Time-Series Databases: Time-series databases optimize storage and query of time-series data. They provide efficient storage of timestamped data and specialized time-based queries. Time-series databases are appropriate for sensor data, performance metrics, and audit logs. Examples include InfluxDB, TimescaleDB. For DPP systems, time-series databases may be used for operational monitoring and IoT data.
Storage Architecture Patterns
Storage architecture patterns define how storage technologies are combined and organized to meet DPP requirements. Different patterns are appropriate for different scenarios.
Single-Storage Architecture: Single-storage architecture uses a single storage technology for all data. This approach is simple but may not optimize for different data types and access patterns. Single-storage may be appropriate for small DPP implementations with limited data volume and diversity. For DPP systems, single-storage is rarely appropriate for production deployments due to data diversity.
Polyglot Persistence: Polyglot persistence uses multiple storage technologies, each optimized for specific data types and access patterns. This approach provides optimal performance and cost but increases complexity.
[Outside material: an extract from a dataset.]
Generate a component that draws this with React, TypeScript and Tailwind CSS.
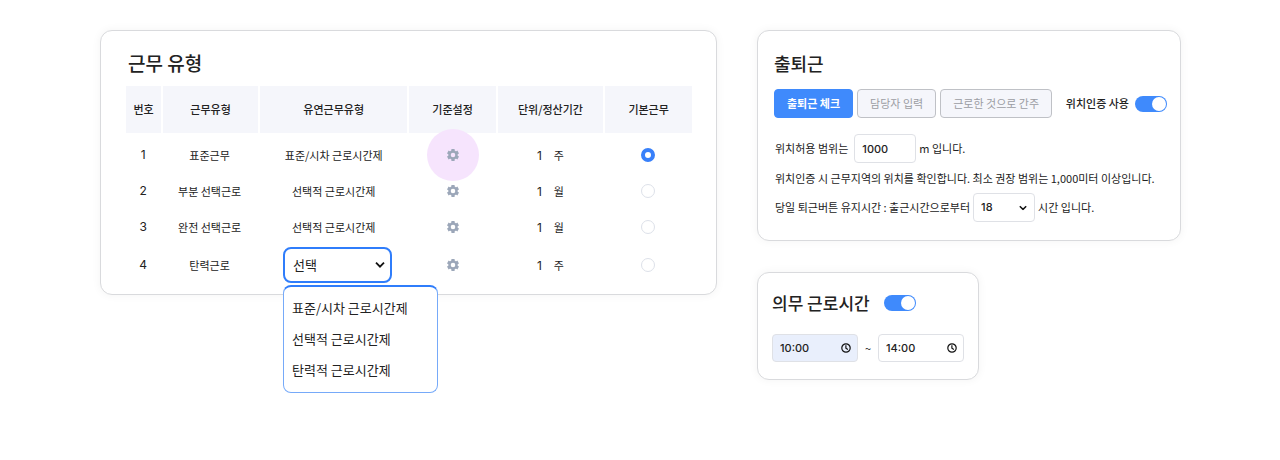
import React, { useState } from "react";

const workTypes = [
  { id: 1, name: "표준근무", flex: "표준/시차 근로시간제", unit: "주" },
  { id: 2, name: "부분 선택근로", flex: "선택적 근로시간제", unit: "월" },
  { id: 3, name: "완전 선택근로", flex: "선택적 근로시간제", unit: "월" },
  { id: 4, name: "탄력근로", flex: "", unit: "주" },
];

const flexOptions = ["표준/시차 근로시간제", "선택적 근로시간제", "탄력적 근로시간제"];

const checkModes = ["출퇴근 체크", "담당자 입력", "근로한 것으로 간주"];

const cardClass =
  "rounded-xl border border-[#d9dadd] bg-white shadow-[0_0_10px_rgba(0,0,0,0.05)]";

const Chevron: React.FC<{ className: string }> = ({ className }) => (
  <svg
    viewBox="0 0 10 7"
    fill="none"
    stroke="#111"
    strokeWidth="1.8"
    aria-hidden="true"
    className={`pointer-events-none absolute top-1/2 -translate-y-1/2 ${className}`}
  >
    <path d="M1 1.2l4 4 4-4" />
  </svg>
);

const GearIcon: React.FC = () => (
  <svg
    viewBox="0 0 12 12"
    fill="none"
    stroke="currentColor"
    aria-hidden="true"
    className="relative size-3"
  >
    <circle cx="6" cy="6" r="3.5" strokeWidth="2.4" />
    <path
      strokeWidth="3.2"
      d="M6 0v2.6M6 9.4V12M0.8 3l2.3 1.3M8.9 7.7L11.2 9M0.8 9l2.3-1.3M8.9 4.3L11.2 3"
    />
  </svg>
);

const Toggle: React.FC<{ label: string }> = ({ label }) => {
  const [on, setOn] = useState(true);
  return (
    <button
      type="button"
      role="switch"
      aria-checked={on}
      aria-label={label}
      onClick={() => setOn(!on)}
      className={`flex h-4 w-8 shrink-0 items-center rounded-full px-px ${
        on ? "justify-end bg-[#3f8afc]" : "justify-start bg-gray-300"
      }`}
    >
      <span className="size-[14px] rounded-full bg-white" />
    </button>
  );
};

const TimeField: React.FC<{ label: string; value: string; active?: boolean }> = ({
  label,
  value,
  active,
}) => (
  <div className="relative">
    <input
      type="text"
      aria-label={label}
      defaultValue={value}
      className={`block h-7 w-[86px] rounded border border-[#dfe1e6] pl-[7px] font-['Inter',sans-serif] text-[11px] font-medium text-[#222] ${
        active ? "bg-[#e9effc]" : "bg-white"
      }`}
    />
    <svg
      viewBox="0 0 10 10"
      fill="none"
      stroke="#111"
      strokeWidth="1.2"
      aria-hidden="true"
      className="pointer-events-none absolute right-[7px] top-1/2 size-[10px] -translate-y-1/2"
    >
      <circle cx="5" cy="5" r="4.2" />
      <path d="M4.9 2.3v2.9l2 1.3" />
    </svg>
  </div>
);

const WorkTypeCard: React.FC = () => {
  const [selected, setSelected] = useState(1);

  return (
    <section className={`${cardClass} pb-[9px] pl-[25px] pr-6 pt-[18px]`}>
      <h2 className="mb-[9px] pl-[2px] text-[19px] font-medium leading-7">근무 유형</h2>
      <table className="w-full table-fixed border-collapse text-center text-[11px]">
        <colgroup>
          <col className="w-[6.4%]" />
          <col className="w-[17.1%]" />
          <col className="w-[26.4%]" />
          <col className="w-[15.6%]" />
          <col className="w-[19%]" />
          <col className="w-[15.5%]" />
        </colgroup>
        <thead>
          <tr className="h-[47px]">
            {["번호", "근무유형", "유연근무유형", "기준설정", "단위/정산기간", "기본근무"].map(
              (head) => (
                <th
                  key={head}
                  className="border-r-2 border-white bg-[#f5f6fb] bg-clip-padding font-medium last:border-r-0"
                >
                  {head}
                </th>
              )
            )}
          </tr>
        </thead>
        <tbody className="before:block before:h-1">
          {workTypes.map((row) => (
            <tr key={row.id} className="h-9 last:h-10">
              <td className="pr-[2px] font-['Inter',sans-serif] text-xs">{row.id}</td>
              <td className="pr-[2px]">{row.name}</td>
              <td>
                {row.flex || (
                  <div className="relative ml-6 w-[109px] text-[13px]">
                    <select
                      aria-label="유연근무유형"
                      className="block h-9 w-full appearance-none rounded-lg border-2 border-[#2f7dfb] bg-white pl-2"
                    >
                      <option>선택</option>
                    </select>
                    <Chevron className="right-[7px] w-[10px]" />
                    {/* Option list */}
                    <ul
                      role="listbox"
                      aria-label="유연근무유형"
                      className="absolute left-0 top-[38px] z-10 w-[155px] rounded-lg border border-t-2 border-[#76aaf9] border-t-[#2f7dfb] bg-white pb-[7px] pt-[5px] text-left"
                    >
                      {flexOptions.map((option) => (
                        <li key={option} role="option" aria-selected={false}>
                          <button type="button" className="block h-[31px] w-full pl-2 text-left">
                            {option}
                          </button>
                        </li>
                      ))}
                    </ul>
                  </div>
                )}
              </td>
              <td>
                <button
                  type="button"
                  aria-label={`${row.name} 기준설정`}
                  className="relative mx-auto block size-3 text-[#9ca7b9]"
                >
                  {row.id === 1 && (
                    <span className="absolute left-1/2 top-1/2 size-[52px] -translate-x-1/2 -translate-y-1/2 rounded-full bg-[#f6e4fd]" />
                  )}
                  <GearIcon />
                </button>
              </td>
              <td>
                <span className="mr-3 font-['Inter',sans-serif] text-xs">1</span>
                {row.unit}
              </td>
              <td>
                <input
                  type="radio"
                  name="defaultWork"
                  aria-label={`${row.name} 기본근무`}
                  checked={selected === row.id}
                  onChange={() => setSelected(row.id)}
                  className="mx-auto block size-[14px] appearance-none rounded-full border border-[#dde1e9] bg-white checked:border-4 checked:border-[#3880fa]"
                />
              </td>
            </tr>
          ))}
        </tbody>
      </table>
    </section>
  );
};

const AttendanceCard: React.FC = () => {
  const [mode, setMode] = useState(checkModes[0]);

  return (
    <section className={`${cardClass} pb-[18px] pl-4 pr-[13px] pt-[18px]`}>
      <h2 className="mb-3 text-[18px] font-medium leading-7">출퇴근</h2>
      <div className="flex items-center text-[11px]">
        <div className="flex gap-1">
          {checkModes.map((item) => (
            <button
              key={item}
              type="button"
              onClick={() => setMode(item)}
              className={`h-[29px] whitespace-nowrap rounded border px-3 ${
                item === mode
                  ? "border-[#3f8afc] bg-[#3f8afc] font-bold text-white"
                  : "border-[#bfc1c6] bg-[#f5f6fb] text-[#9b9da3]"
              }`}
            >
              {item}
            </button>
          ))}
        </div>
        <div className="ml-auto flex items-center gap-[6px]">
          <span className="whitespace-nowrap font-medium">위치인증 사용</span>
          <Toggle label="위치인증 사용" />
        </div>
      </div>

      <div className="mt-4 flex flex-col gap-[7px] pl-px text-[11px]">
        <div className="flex items-center">
          <label htmlFor="range">위치허용 범위는</label>
          <input
            id="range"
            type="text"
            defaultValue="1000"
            className="ml-[6px] mr-[3px] h-[29px] w-[62px] rounded border border-[#dfe1e6] bg-white pl-[7px] font-['Inter',sans-serif] font-medium"
          />
          <span>m 입니다.</span>
        </div>
        <p className="whitespace-nowrap leading-4">
          위치인증 시 근무지역의 위치를 확인합니다. 최소 권장 범위는 1,000미터 이상입니다.
        </p>
        <div className="flex items-center">
          <label htmlFor="keep">당일 퇴근버튼 유지시간 : 출근시간으로부터</label>
          <div className="relative mx-[3px]">
            <select
              id="keep"
              className="block h-[29px] w-[62px] appearance-none rounded border border-[#dfe1e6] bg-white pl-[7px] font-['Inter',sans-serif] font-medium"
            >
              <option>18</option>
            </select>
            <Chevron className="right-2 w-2" />
          </div>
          <span>시간 입니다.</span>
        </div>
      </div>
    </section>
  );
};

const CoreTimeCard: React.FC = () => (
  <section className={`${cardClass} w-fit px-[14px] pb-[17px] pt-4`}>
    <div className="mb-[17px] flex items-center gap-[14px]">
      <h2 className="text-[17px] font-medium leading-7">의무 근로시간</h2>
      <Toggle label="의무 근로시간" />
    </div>
    <div className="flex items-center text-[11px]">
      <TimeField label="시작 시간" value="10:00" active />
      <span className="w-5 text-center">~</span>
      <TimeField label="종료 시간" value="14:00" />
    </div>
  </section>
);

const App: React.FC = () => {
  return (
    <main className="grid grid-cols-[617fr_424fr] items-start gap-10 bg-white pb-16 pl-[100px] pr-[99px] pt-[30px] font-['Noto_Sans_CJK_KR',sans-serif] text-[#222]">
      <WorkTypeCard />
      <div className="flex flex-col gap-[31px]">
        <AttendanceCard />
        <CoreTimeCard />
      </div>
    </main>
  );
};

export default App;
Polyglot persistence is appropriate for production DPP systems with diverse data types and access patterns. For DPP systems, polyglot persistence is the norm—relational databases for structured data, document databases for passports, object storage for evidence, search engines for metadata.
Storage Tiers: Storage tiers organize data based on access patterns and cost. Hot tier (frequently accessed data in high-performance storage), warm tier (infrequently accessed data in cost-effective storage), and cold tier (rarely accessed data in archival storage). Data moves between tiers based on lifecycle policies. Storage tiers optimize cost while maintaining appropriate performance. For DPP systems, storage tiers are essential for managing long-term retention cost-effectively.
CQRS Pattern: Command Query Responsibility Segregation (CQRS) separates read and write operations into different models. Write model optimizes for data integrity and consistency. Read model optimizes for query performance and flexibility. CQRS is appropriate for complex DPP systems with different read and write requirements. For DPP systems, CQRS may be used for consumer-facing read optimization.
Storage Selection Criteria
Selecting appropriate storage technologies requires systematic evaluation of requirements and capabilities.
Data Type Match: Storage technology should match data type characteristics. Structured data with relationships → relational database. Semi-structured documents → document database. Unstructured files → object storage. Search and analytics → search engine. Time-series data → time-series database. Matching technology to data type ensures optimal performance and functionality.
Access Pattern Match: Storage technology should match access patterns. High-frequency queries → high-performance storage with caching. Bulk writes → storage optimized for write throughput. Random access → storage with low latency. Sequential access → storage optimized for throughput. Matching technology to access patterns ensures performance meets requirements.
Scalability Requirements: Storage technology must scale to meet growth requirements. Consider horizontal scalability (add more nodes), vertical scalability (add more resources to single node), and geographic distribution (store in multiple regions). Scalability should be tested and should meet projected growth. For DPP systems, scalability is critical due to long-term growth.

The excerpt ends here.